Even creative fields benefit. Robots equipped with vision can create art, inspect architecture, or assist in filmmaking. The ability to see expands what robots can do beyond repetitive tasks.

The Role of AI in Advancing Robotic Vision

Artificial intelligence has accelerated progress in computer vision. Deep learning allows robots to generalize from experience, improving performance over time. Instead of relying solely on rules, robots can learn from data, adapting to new scenarios.

Self-supervised learning and simulation environments are reducing the need for labeled data. Robots can train in virtual worlds before deploying in real ones, refining their vision models safely and efficiently.

As AI models become more efficient, vision capabilities are moving closer to real-time autonomy on smaller devices. This trend opens the door to more affordable and accessible robotics.

The Future of Computer Vision in Robotics

The future of robotic vision is moving toward deeper understanding and collaboration. Robots will not only recognize objects but also infer intent, predict motion, and understand context.
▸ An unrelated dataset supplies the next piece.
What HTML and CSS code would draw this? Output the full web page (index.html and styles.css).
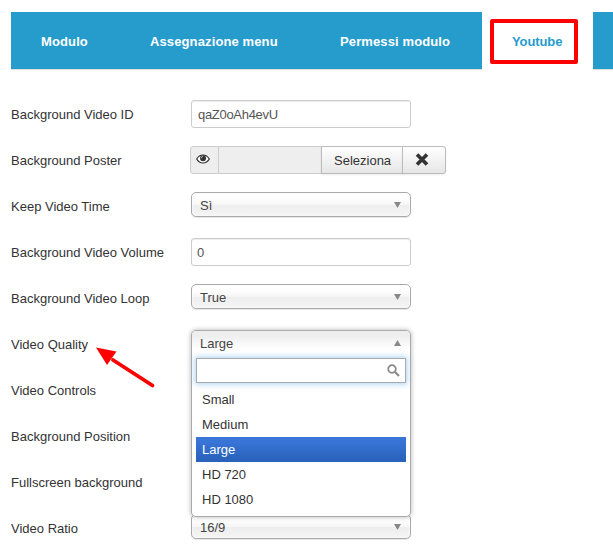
FILE: index.html
```html
<!DOCTYPE html>
<html lang="it">
<head>
<meta charset="utf-8">
<title>Modulo</title>
<link rel="stylesheet" href="styles.css">
</head>
<body>
<nav class="tabs">
  <a class="tab t1">Modulo</a>
  <a class="tab t2">Assegnazione menu</a>
  <a class="tab t3">Permessi modulo</a>
  <a class="tab t4 active"><span>Youtube</span><i class="frame"></i></a>
  <a class="tab rest"></a>
</nav>
<main class="form">
  <div class="row"><label>Background Video ID</label><div class="input id">qaZ0oAh4evU</div></div>
  <div class="row"><label>Background Poster</label>
    <div class="media">
      <span class="eye"><svg width="14" height="10" viewBox="0 0 14 10"><path d="M.7 5C2.200 2.400 4.400 1 7 1s4.800 1.400 6.300 4C11.800 7.600 9.600 9 7 9S2.200 7.600.7 5Z" fill="#fff" stroke="#333" stroke-width="1.200"/><circle cx="7" cy="4.300" r="3" fill="#333"/><path d="M5.300 4.300C5.300 3.200 6 2.600 7 2.500" fill="none" stroke="#eee" stroke-width=".8"/></svg></span>
      <span class="blank"></span>
      <span class="btn select-btn">Seleziona</span>
      <span class="btn clear"><svg width="14" height="13" viewBox="0 0 14 13"><path d="M2 1.500 12 11.500M12 1.500 2 11.500" stroke="#333" stroke-width="3.600"/></svg></span>
    </div>
  </div>
  <div class="row"><label>Keep Video Time</label><div class="select"><span>Sì</span><i class="down"></i></div></div>
  <div class="row"><label>Background Video Volume</label><div class="input number">0</div></div>
  <div class="row"><label>Background Video Loop</label><div class="select"><span>True</span><i class="down"></i></div></div>
  <div class="row"><label>Video Quality</label>
    <svg class="arrow" width="62" height="46" viewBox="0 0 62 46"><path d="M57.500 39.500 18 14" stroke="#f00" stroke-width="3.800" stroke-linecap="round"/><path d="M1 1.500 21.500 5.500 12 19Z" fill="#f00"/></svg>
    <div class="open">
      <div class="current"><span>Large</span><i class="up"></i></div>
      <div class="drop">
        <div class="search"><svg width="13" height="13" viewBox="0 0 13 13"><circle cx="5" cy="5" r="3.800" fill="none" stroke="#888" stroke-width="1.700"/><path d="m8 8 4 4" stroke="#888" stroke-width="2.200"/></svg></div>
        <ul>
          <li>Small</li>
          <li>Medium</li>
          <li class="chosen">Large</li>
          <li>HD 720</li>
          <li>HD 1080</li>
        </ul>
      </div>
    </div>
  </div>
  <div class="row"><label>Video Controls</label></div>
  <div class="row"><label>Background Position</label></div>
  <div class="row"><label>Fullscreen background</label></div>
  <div class="row"><label>Video Ratio</label><div class="select"><span>16/9</span><i class="down"></i></div></div>
</main>
</body>
</html>
```
FILE: styles.css
```css
* { box-sizing: border-box; }
body {
  margin: 0;
  height: 553px;
  overflow: hidden;
  background: #fff;
  color: #333;
  font: 13px/18px "Liberation Sans", Arial, sans-serif;
  letter-spacing: 0;
  white-space: nowrap;
}
.tabs { display: flex; margin: 12px 0 0 11px; height: 58px; }
.tab {
  flex: none;
  padding: 21px 0 0 30px;
  background: #269ccd;
  border-bottom: 1px solid #ddd;
  color: #fff;
  font-weight: bold;
  letter-spacing: .12px;
}
.t1 { width: 109px; }
.t2 { width: 190px; }
.t3 { width: 172px; }
.t4 { width: 111px; letter-spacing: -.1px; }
.rest { width: 20px; }
.active { position: relative; background: #fff; border-color: #fff; color: #269ccd; }
.frame {
  position: absolute;
  left: 8px;
  top: 7px;
  width: 88px;
  height: 45px;
  border: 4px solid #f00;
  border-radius: 2px;
}
.form { margin: 30px 0 0 11px; }
.row { display: flex; position: relative; height: 46px; }
.row label { width: 180px; flex: none; padding-top: 6px; }
.input {
  width: 220px;
  height: 28px;
  padding: 5px 6px;
  line-height: 17px;
  border: 1px solid #ccc;
  border-radius: 3px;
  color: #555;
  box-shadow: inset 0 1px 1px rgba(0,0,0,.075);
}
.id { letter-spacing: -.3px; }
.number { padding-left: 5px; }
.media { display: flex; margin-left: -1px; height: 28px; }
.eye {
  width: 29px;
  padding: 7px 0 0 5px;
  line-height: 0;
  background: #eee;
  border: 1px solid #ccc;
  border-radius: 3px 0 0 3px;
}
.blank { width: 102px; background: #eee; border: solid #ccc; border-width: 1px 0; }
.btn {
  border: 1px solid #bbb;
  background: linear-gradient(#fff, #e6e6e6);
  box-shadow: 0 1px 2px rgba(0,0,0,.08);
}
.select-btn { width: 82px; padding: 5px 0 0 12px; line-height: 17px; }
.clear { width: 44px; margin-left: -1px; padding: 6px 0 0 12px; line-height: 0; border-radius: 0 3px 3px 0; }
.select {
  display: flex;
  justify-content: space-between;
  width: 220px;
  height: 25px;
  padding: 4px 8px;
  border: 1px solid #aaa;
  border-radius: 5px;
  background: linear-gradient(#fff 20%, #f6f6f6 50%, #eee 52%, #f4f4f4 100%);
  box-shadow: inset 0 0 3px #fff, 0 1px 1px rgba(0,0,0,.1);
  color: #444;
}
.down, .up {
  width: 7px;
  height: 6px;
  margin: 5px 1px 0 0;
  background: #888;
  clip-path: polygon(0 0, 100% 0, 50% 100%);
}
.up { clip-path: polygon(50% 0, 100% 100%, 0 100%); }
.open {
  position: absolute;
  z-index: 2;
  left: 180px;
  top: 0;
  width: 220px;
  height: 187px;
  border: 1px solid #aaa;
  border-radius: 5px;
  background: #fff;
  box-shadow: 0 0 5px rgba(0,0,0,.3);
}
.current {
  display: flex;
  justify-content: space-between;
  height: 23px;
  padding: 4px 8px;
  border-radius: 4px 4px 0 0;
  background: linear-gradient(#eee 20%, #fff 80%);
  color: #444;
}
.drop { padding: 4px; }
.search {
  display: flex;
  justify-content: flex-end;
  height: 25px;
  padding: 5px;
  border: 1px solid #aaa;
  background: #fff;
  box-shadow: 0 0 6px 1px rgba(82,168,236,.5);
}
ul { list-style: none; margin: 4px 0 0; padding: 0; }
li { height: 25px; padding: 4px 6px 3px; }
.chosen { background: linear-gradient(#3875d7 20%, #2a62bc 90%); color: #fff; }
.arrow { position: absolute; left: 84px; top: 16px; }
```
Vision will become more semantic, allowing robots to reason about scenes rather than just detect elements. Advances in hardware, such as neuromorphic cameras and edge AI chips, promise faster and more energy-efficient vision systems. These technologies will enable robots to operate longer and in more challenging environments. Ultimately, computer vision is what allows robots to move from tools to partners. As robots learn to see the world more like humans do, their usefulness, safety, and creativity will continue to grow.